I need to solve using the method of separation of variables. I got to this point but I'm not sure if I'm on the right track:
$$\frac{-1}{2e^{2y}} + C = \frac{e^{3x}}{3} + C$$
It looks like now I need to just solve for $y$ but how do I get rid of the $e$'s?
You're on the right track. As mentioned in the comments you don't need a "$+C$" on both sides of the equation. Each integral contributes an additive constant, the two of which we can combine into a single constant.
Now you just need to solve for $y$. Start by isolating the only term with a $y$ in it.
$$\frac{-1}{2} e^{-2y} = \frac{1}{3}e^{3x}+C$$
$$ e^{-2y} = -\frac{2}{3}e^{3x}-2C$$
$$ e^{-2y} = -\frac{2}{3}e^{3x}+C$$
Notice that I just absorbed the $-2$ into a new definition of $C$.

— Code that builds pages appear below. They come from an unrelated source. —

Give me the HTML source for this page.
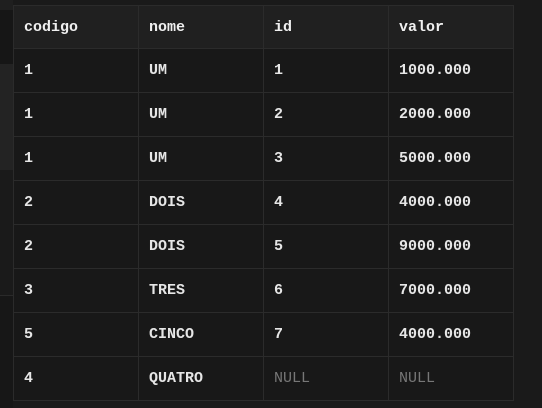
<!DOCTYPE html><html><head><style>
body{margin:0;width:542px;height:407px;background:#1a1a1a;overflow:hidden;position:relative;font-family:"Liberation Mono",monospace;}
.strip{position:absolute;left:0;width:13px}
table{position:absolute;left:13px;top:5px;border-collapse:collapse;background:#181818;table-layout:fixed}
td,th{width:125px;border:1px solid #2b2b2b;padding:0 0 0 10px;text-align:left;font-size:15px;color:#e6e6e6;font-weight:bold;height:44px;box-sizing:border-box}
th{background:#202020;color:#f0f0f0;height:43px}
td.n{color:#777;font-weight:normal}
</style></head><body>
<div class="strip" style="top:0;height:10px;background:#1f1f1f"></div>
<div class="strip" style="top:10px;height:54px;background:#161616"></div>
<div class="strip" style="top:64px;height:106px;background:#232323"></div>
<div class="strip" style="top:170px;height:125px;background:#1a1a1a"></div>
<div class="strip" style="top:295px;height:112px;background:#171717;border-top:1px solid #2a2a2a"></div>
<table>
<tr><th>codigo</th><th>nome</th><th>id</th><th>valor</th></tr>
<tr><td>1</td><td>UM</td><td>1</td><td>1000.000</td></tr>
<tr><td>1</td><td>UM</td><td>2</td><td>2000.000</td></tr>
<tr><td>1</td><td>UM</td><td>3</td><td>5000.000</td></tr>
<tr><td>2</td><td>DOIS</td><td>4</td><td>4000.000</td></tr>
<tr><td>2</td><td>DOIS</td><td>5</td><td>9000.000</td></tr>
<tr><td>3</td><td>TRES</td><td>6</td><td>7000.000</td></tr>
<tr><td>5</td><td>CINCO</td><td>7</td><td>4000.000</td></tr>
<tr><td>4</td><td>QUATRO</td><td class="n">NULL</td><td class="n">NULL</td></tr>
</table>
</body></html>
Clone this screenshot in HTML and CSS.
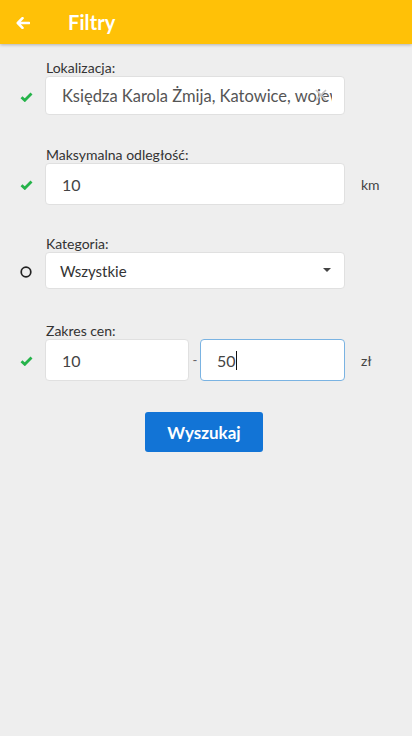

Now we need to use logarithms to get rid of the $e$ on the left.
$$ -2y = \ln( -\frac{2}{3} e^{3x} + C) $$
$$ y = -\frac{1}{2}\ln( -\frac{2}{3} e^{3x} + C) .$$
And we are done. Each possible value of $C$ will correspond to a different solution to the differential equation with different initial data.